Anyone else see this?

Published

I was on MSN today and there was an article about jobs for $30+ an hour. I read it to see what was there and RN's were listed as making $34/hour.

I have not seen anywhere near that for RN's except if you live in Boston, San Diego, New York City etc.

They also included airplane mechanics making $30+/hour. My husband is/was one and he looked for employment for 6 months all over the US after being laid off when the economy tanked and the best he could find was $17/hour. Not sure where they are getting these numbers?!?

Specializes in FNP.

Sometimes these media assessments are including the value added by a benefits package. As some workplaces are offering fewer, or no, benefits, I think this is a reasonable reminder to count the value of the benefits in the avg salary. However, they ought to mention when they have done so for clarity.

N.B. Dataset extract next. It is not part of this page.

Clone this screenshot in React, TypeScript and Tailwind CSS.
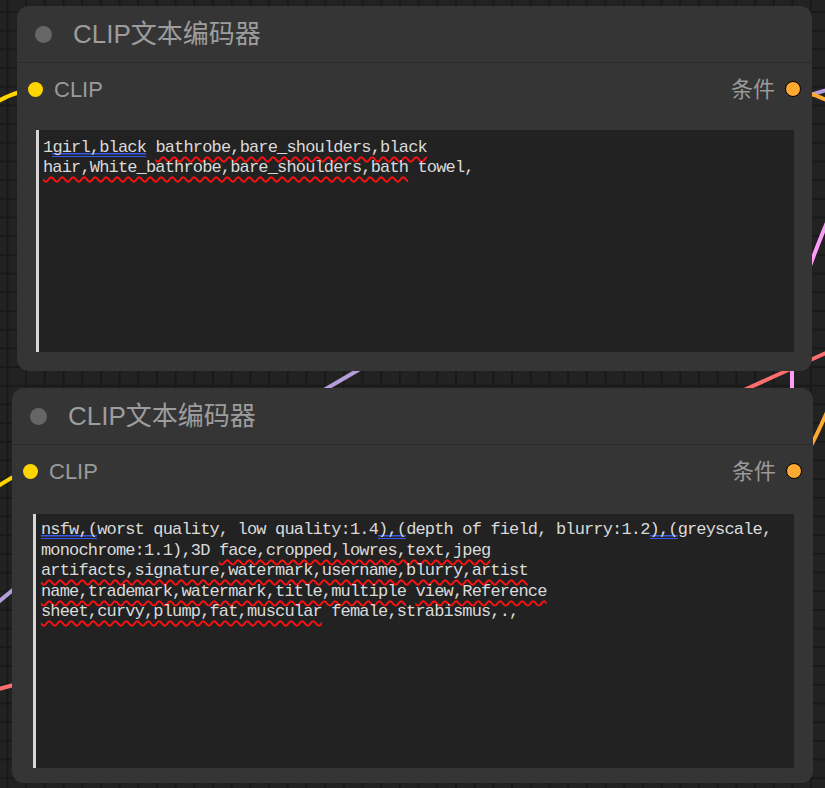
import React from "react";

const W = "underline decoration-wavy decoration-[#ff1010] decoration-[length:1.5px] underline-offset-[4px] [text-decoration-skip-ink:none]";
const B = "bg-no-repeat bg-[linear-gradient(#3458e8,#3458e8),linear-gradient(#3458e8,#3458e8)] bg-[size:100%_1.5px,100%_1.5px] bg-[position:0_15px,0_17.5px]";

function Dot({ color }: { color: "yellow" | "orange" }) {
  return color === "yellow" ? (
    <span className="block w-[15px] h-[15px] rounded-full bg-[#FFD500] shrink-0" />
  ) : (
    <span className="block w-[16px] h-[16px] rounded-full bg-[#FFA931] border-[1.5px] border-black shrink-0" />
  );
}

function Header() {
  return (
    <div className="h-[57px] flex items-center pl-[18px] border-b border-[#2b2b2b] shrink-0">
      <span className="block w-[17px] h-[17px] rounded-full bg-[#666666]" />
      <span className="ml-[21px] text-[26px] text-[#9d9d9d] font-['Liberation_Sans','Noto_Sans_CJK_SC',sans-serif] leading-none">
        CLIP文本编码器
      </span>
    </div>
  );
}

function Slots() {
  return (
    <div className="h-[30px] flex items-center justify-between pl-[11px] pr-[11px] font-['Liberation_Sans','Noto_Sans_CJK_SC',sans-serif] text-[22px] text-[#9a9a9a]">
      <div className="flex items-center gap-[11px]">
        <Dot color="yellow" />
        <span>CLIP</span>
      </div>
      <div className="flex items-center gap-[10px]">
        <span>条件</span>
        <Dot color="orange" />
      </div>
    </div>
  );
}

export default function App() {
  return (
    <div className="relative w-[825px] h-[788px] overflow-hidden bg-[#222222] bg-[linear-gradient(to_right,#191919_2px,transparent_2px),linear-gradient(to_bottom,#191919_2px,transparent_2px)] bg-[size:18.7px_18.7px] bg-[position:6.5px_11px]">
      <svg className="absolute inset-0" width="825" height="788" fill="none" strokeLinecap="round">
        <path d="M -30 122 C -5 100, 15 90, 35 90" stroke="#FFD500" strokeWidth="4" />
        <path d="M 800 98 L 840 86" stroke="#B39DDB" strokeWidth="4" />
        <path d="M 793 90 C 810 92, 822 98, 845 108" stroke="#FFA931" strokeWidth="4" />
        <path d="M 845 180 C 815 250, 792 300, 792 360 L 792 400" stroke="#FF9CF9" strokeWidth="4" />
        <path d="M 870 333 L 700 410" stroke="#FF6E6E" strokeWidth="4" />
        <path d="M 845 375 C 828 405, 818 440, 795 471" stroke="#FFA931" strokeWidth="4" />
        <path d="M 372 362 L 312 397" stroke="#B39DDB" strokeWidth="4" />
        <path d="M -25 500 C 0 486, 15 473, 31 471" stroke="#FFD500" strokeWidth="4" />
        <path d="M -20 617 L 25 580" stroke="#B39DDB" strokeWidth="4" />
        <path d="M -20 694 L 25 682" stroke="#FF6E6E" strokeWidth="4" />
      </svg>

      {/* top node */}
      <div className="absolute left-[17px] top-[6px] w-[795px] h-[365px] rounded-[12px] bg-[#353535] flex flex-col">
        <Header />
        <div className="mt-[11px]">
          <Slots />
        </div>
        <div className="mt-[26px] ml-[19px] mr-[18px] h-[222px] bg-[#222222] border-l-[3px] border-[#d6d6d6] pl-[4px] pt-[8px] font-['Liberation_Mono',monospace] text-[17px] tracking-[-0.84px] leading-[20px] text-[#dadada] whitespace-pre">
          <div>1<span className={B}>girl,black</span> <span className={W}>bathrobe,bare_shoulders,black</span></div>
          <div><span className={W}>hair,White_bathrobe,bare_shoulders,bath</span> towel,</div>
        </div>
      </div>

      {/* bottom node */}
      <div className="absolute left-[12px] top-[388px] w-[801px] h-[395px] rounded-[12px] bg-[#353535] flex flex-col">
        <Header />
        <div className="mt-[11px]">
          <Slots />
        </div>
        <div className="mt-[28px] ml-[21px] mr-[19px] h-[254px] bg-[#222222] border-l-[3px] border-[#d6d6d6] pl-[5px] pt-[6px] font-['Liberation_Mono',monospace] text-[17px] tracking-[-0.84px] leading-[20.5px] text-[#dadada] whitespace-pre">
          <div><span className={B}>nsfw,(</span>worst quality, low quality:1.4<span className={B}>),(</span>depth of field, blurry:1.2<span className={B}>),(</span>greyscale,</div>
          <div>monochrome:1.1),3D <span className={W}>face,cropped,lowres,text,jpeg</span></div>
          <div><span className={W}>artifacts,signature,watermark,username,blurry,artist</span></div>
          <div><span className={W}>name,trademark,watermark,title,multiple</span> <span className={W}>view,Reference</span></div>
          <div><span className={W}>sheet,curvy,plump,fat,muscular</span> female,strabismus,.,</div>
        </div>
      </div>
    </div>
  );
}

Specializes in Infectious Disease, Neuro, Research.

As with any publication: evaluate the source.;)

The modern economy is "fluid", the value of the dollar (and basically all other currencies) is entirely relative. As long as people have confidence that greenbacks are acceptable to exchange for goods and services, the economy rolls along. The Great Depression occurred (largely) because people quite buying and selling, and reverted to localized barter economies (i.e., 20% of the people had minimal resources, so they reverted to barter amongst themselves; the middle class was afraid to use their resources, and so were dragged into the same system. Those in the upper class, with significant secured resources (paid-for land, gold/silver, no investments bought on margin) noticed very little standard of living change. In fact, some came out ahead, being able to buy properties and commodities at below-cost levels. That's pretty simplistic, but reasonably true.

Soooo...all that to say, the Gubmint mouthpieces have a vested interest in keeping people shopping, refinancing, and so forth.

Some of those jobs are out there, but few and far between. Its a pep-talk.

The simple fact that silver has gone up in value something like 275% in the past 3 years is indisputable evidence that "the economy" isn't all that, as it were.:rolleyes:

Specializes in Med-Surg.

In NYC when I started there 4 years ago my annual salary was 71K on day shift, don't remember the hourly though. As per diem on nights I made $60/hr but no paid time off or benefits. Now as staff I am at 43/hr with night differential but not even including the added money for charge RN, preceptor, certifications, etc, which all add to our salary. So yea, those numbers they mentioned seem like a national average and not just one state or region.

At my last full-time nursing position, 4 years ago, I was making over 30/hr. Not unrealistic.

Specializes in Intermediate care.

New grads making that? Nope, but i know some nurses that are working in the hospital making up to 36/hr. I got the low end and im getting 24. Blah!!

Specializes in Telemetry.

It depends where you live. I'm a new grad and that's my base rate. 4 dollars more for nights (which is what I'm working) and 1 dollar more for weekends. It seems like a lot of money but I live in Los Angeles and everything is so expensive here.....

I have been a nurse for 7 years and I make 34Hr base pay, no matter how long you been in nursing. plus shift differential 3 for nights then another 2.50 for weekend shifts. I live in maryland and work in DC.

Specializes in Cardiac, PCU, Surg/Onc, LTC, Peds.

They were probably listing the median wage which would be grossly inaccurate for many areas. Here where I'm at in the Pacific NW $34 is accurate. A new grad would make roughly $32/hr without differentials in the metro areas.

I just moved from metro Detroit and starting pay with 10 years experience WITHOUT shift diff added is $32-34.

LTC nurses make that in PA

I have 39 yrs experience and make $25/hr.

I think they usually base these numbers on relatively large cities. I have lived in rural areas in Cali and RN's start at about $27/hr. In a bigger city, $34 is not far off at all, a new RN I know was started as a new grad working nights in a big hospital on tele unit making $33/hr plus $3 night differential.